Jodi Beggs has a great post on the minimum wage in the presence of employer monopsonies. If there is only one buyer of market labor, that purchaser has a decided advantage. Her main point of doing this analysis was to make the point that:
If a labor market is a monopsony (or if employers have monopsony power), minimum wages could actually increase rather than decrease employment.She provides a number of worked examples, which are fun to look over.

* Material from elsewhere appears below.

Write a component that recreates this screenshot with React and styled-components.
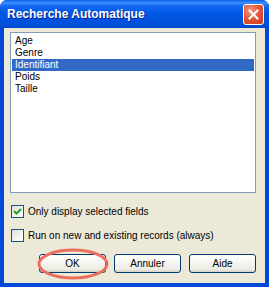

What this made me wonder about the is the role of non-compete agreements in labor markets. For example, there is a sandwich company that used to enforce non-compete agreements. Insofar as actors include these agreements in employment contracts, we might be closer to the point where minimum wages have a reduced cost (or even a benefit) to employment levels. This is also likely to occur in high skill areas where the number of employers is small. If you are a skilled airplane builder and live in Montreal, you will find limited employer options that are not Bombardier. Moving has costs and, in the modern world, it isn't necessarily trivial to immigrate.
These effects may also occur in small markets, where the number of competing employers is limited, which is more of what Jodi Beggs was worrying about in her post. In order for market forces to work properly, there are a number of key assumptions that are required. There being multiple buyers of labor is one of these and we shouldn't be surprised if your intuitions are reversed in some markets.
Now how that works for things like the Seattle minimum wage are more complicated. But this could be an important layer to understanding this as different studies had slightly different industries and it may be that employer diversity is confounding some of these associations.
But it is worth reflecting on as it makes the arguments against the minimum wage a lot weaker if there are market monopsonies present. If so, then the policy benefits of this policy are actually pretty great.
(Jodi Beggs points to an article on the topic, and the evidence seems mixed, but not ignorable).